Monday, July 20, 2009
Sometimes it can be difficult to find a non-fiction children's book that can be both educational and entertaining. And even then, most of these are typically about animals or nature. Finding one about an everyday household item is even more unusual. Meet the Day-Glo Brothers.
We are all familiar with the eye-popping greens, yellows and oranges that are created with daylight fluorescents. They appear on life jackets, running shoes, traffic cones, hunting vests, sports equipment and more. But have you ever wondered how this process works or how it was created?
Brothers Bob and Joe Switzer couldn't have been more different. Joe had his sights set on becoming a magician while Bob wanted to be a doctor. Bob's dreams were dashed in an accident at work, when he fell and hit his head, causing seizures and double vision. He began to help Joe expplore the possibilities of using fluorescence to jazz up his magic act. The Switzers built an ultraviolet lamp and started to experiment with chemicals to make glow-in-the-dark paints. These paints only showed up under ultraviolet light, but not in ordinary daylight.

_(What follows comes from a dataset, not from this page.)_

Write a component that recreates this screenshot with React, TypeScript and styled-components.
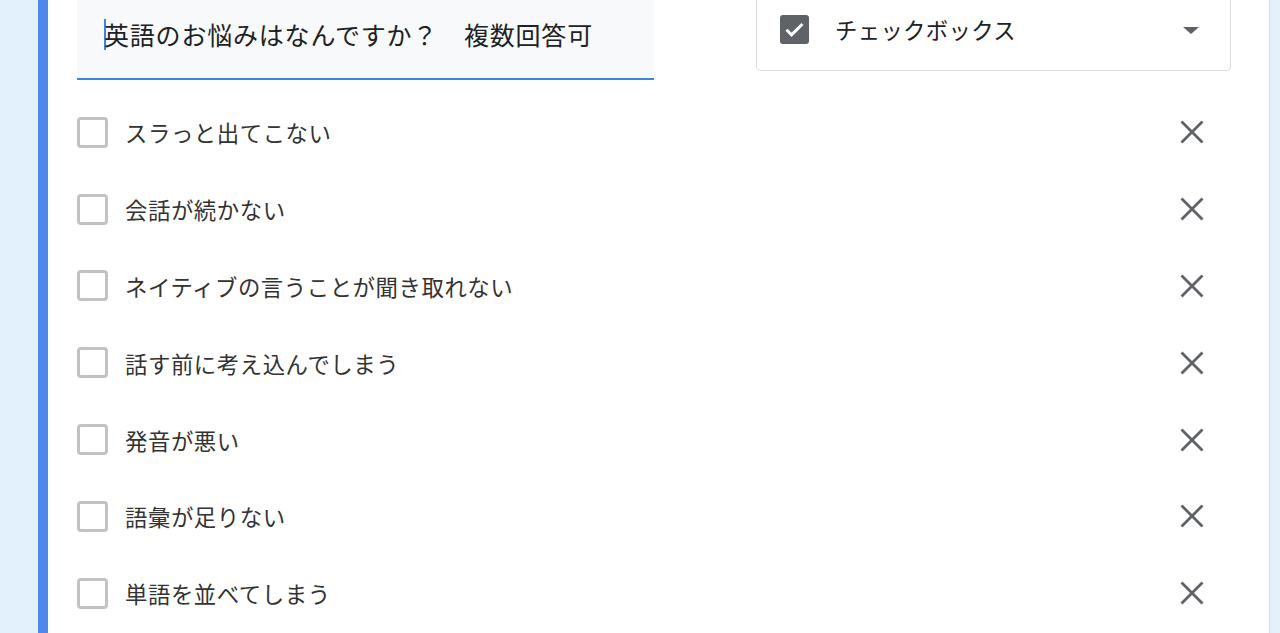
import React from 'react';
import styled, { createGlobalStyle } from 'styled-components';

const options = [
  'スラっと出てこない',
  '会話が続かない',
  'ネイティブの言うことが聞き取れない',
  '話す前に考え込んでしまう',
  '発音が悪い',
  '語彙が足りない',
  '単語を並べてしまう',
];

const CheckedIcon = () => (
  <svg width="29" height="29" viewBox="0 0 29 29">
    <rect x="0" y="0" width="29" height="29" rx="3" fill="#5f6368" />
    <path d="M6.5 14.8 L11.6 19.9 L22.5 9" stroke="#fff" strokeWidth="3" fill="none" />
  </svg>
);

const CloseIcon = () => (
  <svg width="38" height="38" viewBox="0 0 38 38">
    <path d="M8.5 8.5 L29.5 29.5 M29.5 8.5 L8.5 29.5" stroke="#5f6368" strokeWidth="2.8" fill="none" />
  </svg>
);

const App = () => {
  return (
    <>
      <GlobalStyle />
      <Page>
        <Card>
          <Header>
            <TitleField>
              <Caret />
              英語のお悩みはなんですか？　複数回答可
            </TitleField>
            <TypeSelect>
              <CheckedIcon />
              <TypeLabel>チェックボックス</TypeLabel>
              <Arrow />
            </TypeSelect>
          </Header>
          <OptionList>
            {options.map((label) => (
              <OptionRow key={label}>
                <EmptyBox />
                <OptionText>{label}</OptionText>
                <RemoveButton>
                  <CloseIcon />
                </RemoveButton>
              </OptionRow>
            ))}
          </OptionList>
        </Card>
      </Page>
    </>
  );
};

export default App;

const GlobalStyle = createGlobalStyle`
  html, body {
    margin: 0;
    padding: 0;
    height: 100%;
    overflow: hidden;
    background: #e2f1fb;
  }
  body {
    font-family: "Noto Sans CJK JP", "Noto Sans", sans-serif;
  }
`;

const Page = styled.div`
  display: flex;
  height: 633px;
  padding-left: 38px;
  padding-right: 10px;
`;

const Card = styled.div`
  flex: 1;
  display: flex;
  flex-direction: column;
  background: #fff;
  border-left: 10px solid #5087ec;
  border-right: 1px solid #dadce0;
  padding: 0 38px 0 29px;
`;

const Header = styled.div`
  display: flex;
  align-items: flex-start;
  justify-content: space-between;
`;

const TitleField = styled.div`
  display: flex;
  align-items: center;
  width: 577px;
  height: 80px;
  box-sizing: border-box;
  padding: 0 0 10px 27px;
  background: #f8f9fa;
  border-bottom: 2px solid #3d86d9;
  font-size: 25px;
  letter-spacing: 0.8px;
  color: #202124;
  white-space: nowrap;
`;

const Caret = styled.span`
  display: inline-block;
  width: 1.5px;
  height: 31px;
  margin-right: -1.5px;
  background: #3d86d9;
`;

const TypeSelect = styled.div`
  display: flex;
  align-items: center;
  width: 475px;
  height: 71px;
  box-sizing: border-box;
  padding: 0 31px 12px 23px;
  border: 1px solid #dadce0;
  border-top: none;
  border-radius: 0 0 5px 5px;
`;

const TypeLabel = styled.span`
  flex: 1;
  margin-left: 26px;
  font-size: 22.4px;
  letter-spacing: 0.3px;
  color: #202124;
`;

const Arrow = styled.span`
  width: 0;
  height: 0;
  border-left: 8px solid transparent;
  border-right: 8px solid transparent;
  border-top: 7px solid #5f6368;
  margin-top: 2px;
`;

const OptionList = styled.div`
  display: flex;
  flex-direction: column;
  padding-top: 14px;
`;

const OptionRow = styled.div`
  display: flex;
  align-items: center;
  height: 76.8px;
  padding-right: 20px;
`;

const EmptyBox = styled.span`
  width: 31px;
  height: 31px;
  box-sizing: border-box;
  border: 3px solid #c2c2c2;
  border-radius: 4px;
  flex-shrink: 0;
`;

const OptionText = styled.span`
  flex: 1;
  margin-left: 17px;
  font-size: 22.4px;
  letter-spacing: 0.55px;
  color: #333;
`;

const RemoveButton = styled.span`
  display: flex;
  width: 38px;
  height: 38px;
  cursor: pointer;
`;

Though trial and hard work, the brothers discovered a process to make those same paints glow in ordinary daylight too! Called "Day-Glo" these were in demand during World War II - used to send signals, mark water buoys, and to aid on lifeboats and aircraft carrier crews. After the war, day-glo colors were marketed to the general public and showed up in our everyday life.
Overall, an excellent and educational book in one package. Pair that with the brilliant and colorful illustrations from Tony Persiani and this is a great addition to your bookshelf. The small details make this a fascinating read, which makes a great story for kids of many ages.